» Material supplied:
......

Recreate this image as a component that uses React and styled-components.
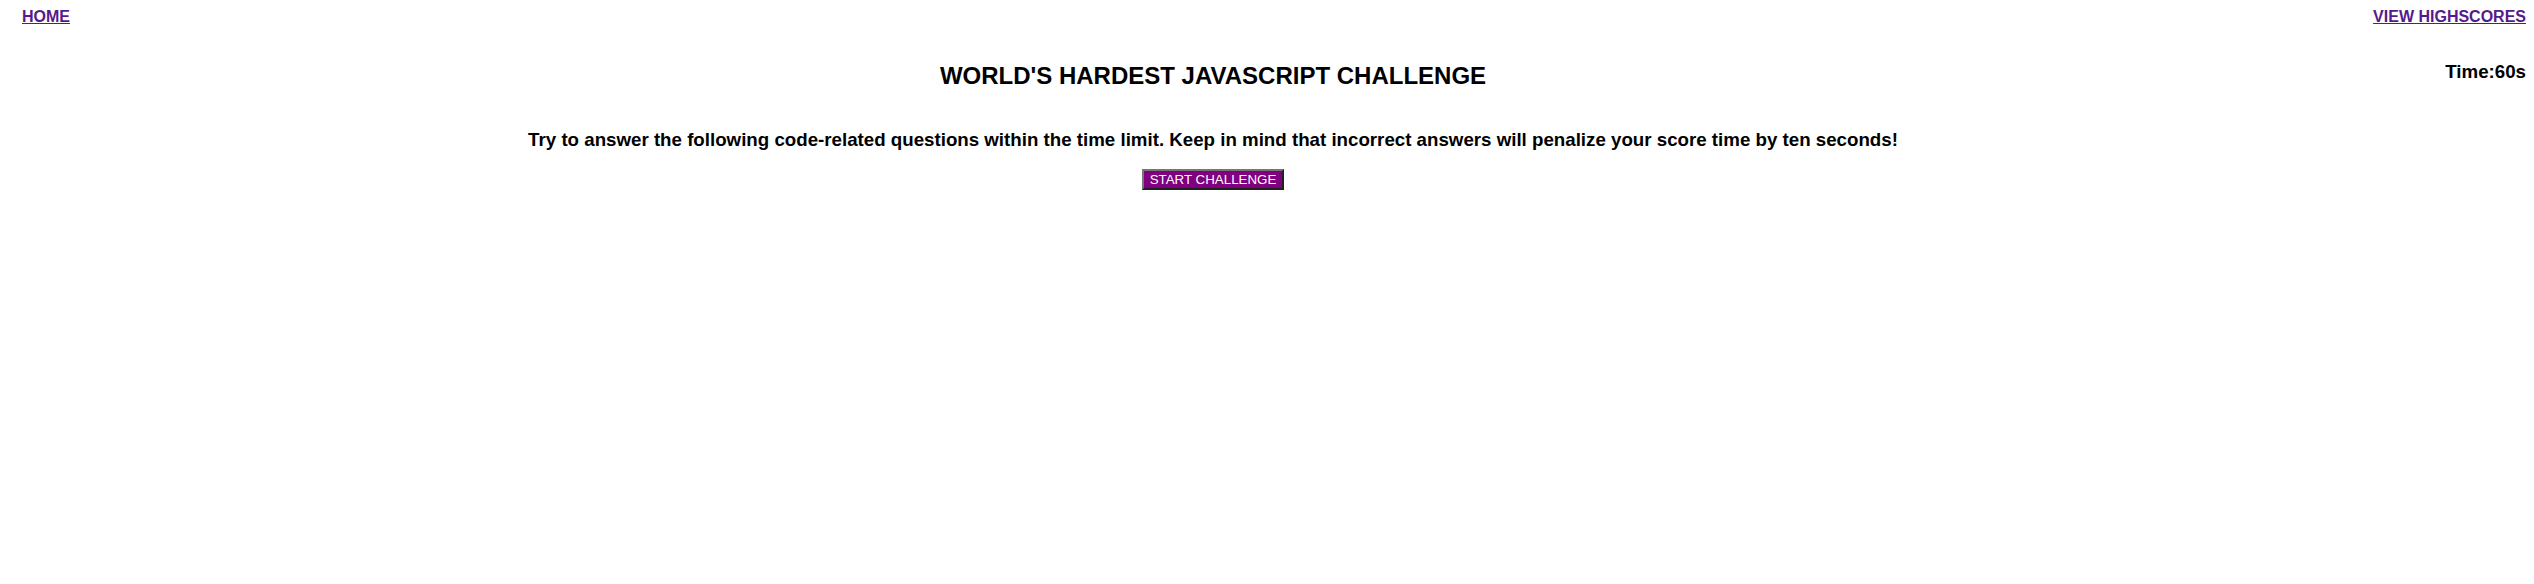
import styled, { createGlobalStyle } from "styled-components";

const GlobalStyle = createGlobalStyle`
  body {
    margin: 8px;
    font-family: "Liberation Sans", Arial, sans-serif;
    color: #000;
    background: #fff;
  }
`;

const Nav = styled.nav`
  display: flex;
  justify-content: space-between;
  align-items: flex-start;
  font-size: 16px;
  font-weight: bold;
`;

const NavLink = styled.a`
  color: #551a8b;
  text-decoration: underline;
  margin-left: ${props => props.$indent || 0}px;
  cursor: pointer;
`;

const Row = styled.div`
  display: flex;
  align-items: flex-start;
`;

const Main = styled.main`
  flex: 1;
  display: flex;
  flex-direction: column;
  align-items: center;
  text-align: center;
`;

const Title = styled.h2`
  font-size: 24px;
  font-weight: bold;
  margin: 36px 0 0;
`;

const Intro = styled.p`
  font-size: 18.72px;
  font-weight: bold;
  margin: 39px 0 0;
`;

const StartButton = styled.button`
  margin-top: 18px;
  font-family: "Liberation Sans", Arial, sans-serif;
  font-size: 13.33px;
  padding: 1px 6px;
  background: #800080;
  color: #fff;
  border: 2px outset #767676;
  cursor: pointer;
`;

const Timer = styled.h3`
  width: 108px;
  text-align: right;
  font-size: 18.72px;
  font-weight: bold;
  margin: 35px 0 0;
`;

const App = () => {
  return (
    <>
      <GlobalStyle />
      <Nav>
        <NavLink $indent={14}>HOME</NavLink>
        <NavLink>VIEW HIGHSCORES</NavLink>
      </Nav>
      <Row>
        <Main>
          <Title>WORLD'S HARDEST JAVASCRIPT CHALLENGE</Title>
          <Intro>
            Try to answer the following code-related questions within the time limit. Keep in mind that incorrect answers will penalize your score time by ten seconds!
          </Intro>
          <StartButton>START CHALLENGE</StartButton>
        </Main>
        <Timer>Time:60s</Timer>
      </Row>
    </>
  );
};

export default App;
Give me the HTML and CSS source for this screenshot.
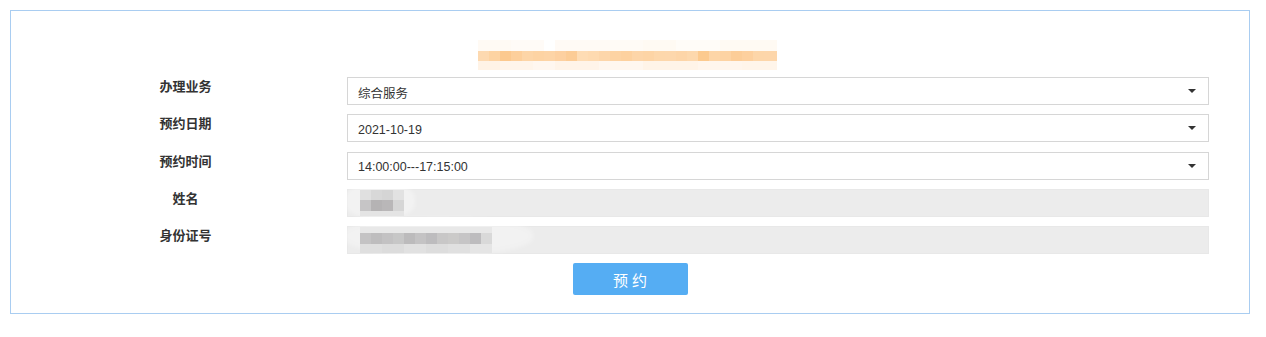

......

» Given request: Quote every record above exactly, leaving out any pictures.

» Exercise response:
Recreate this image as a component that uses React and styled-components.
import styled, { createGlobalStyle } from "styled-components";

const GlobalStyle = createGlobalStyle`
  body {
    margin: 8px;
    font-family: "Liberation Sans", Arial, sans-serif;
    color: #000;
    background: #fff;
  }
`;

const Nav = styled.nav`
  display: flex;
  justify-content: space-between;
  align-items: flex-start;
  font-size: 16px;
  font-weight: bold;
`;

const NavLink = styled.a`
  color: #551a8b;
  text-decoration: underline;
  margin-left: ${props => props.$indent || 0}px;
  cursor: pointer;
`;

const Row = styled.div`
  display: flex;
  align-items: flex-start;
`;

const Main = styled.main`
  flex: 1;
  display: flex;
  flex-direction: column;
  align-items: center;
  text-align: center;
`;

const Title = styled.h2`
  font-size: 24px;
  font-weight: bold;
  margin: 36px 0 0;
`;

const Intro = styled.p`
  font-size: 18.72px;
  font-weight: bold;
  margin: 39px 0 0;
`;

const StartButton = styled.button`
  margin-top: 18px;
  font-family: "Liberation Sans", Arial, sans-serif;
  font-size: 13.33px;
  padding: 1px 6px;
  background: #800080;
  color: #fff;
  border: 2px outset #767676;
  cursor: pointer;
`;

const Timer = styled.h3`
  width: 108px;
  text-align: right;
  font-size: 18.72px;
  font-weight: bold;
  margin: 35px 0 0;
`;

const App = () => {
  return (
    <>
      <GlobalStyle />
      <Nav>
        <NavLink $indent={14}>HOME</NavLink>
        <NavLink>VIEW HIGHSCORES</NavLink>
      </Nav>
      <Row>
        <Main>
          <Title>WORLD'S HARDEST JAVASCRIPT CHALLENGE</Title>
          <Intro>
            Try to answer the following code-related questions within the time limit. Keep in mind that incorrect answers will penalize your score time by ten seconds!
          </Intro>
          <StartButton>START CHALLENGE</StartButton>
        </Main>
        <Timer>Time:60s</Timer>
      </Row>
    </>
  );
};

export default App;
Give me the HTML and CSS source for this screenshot.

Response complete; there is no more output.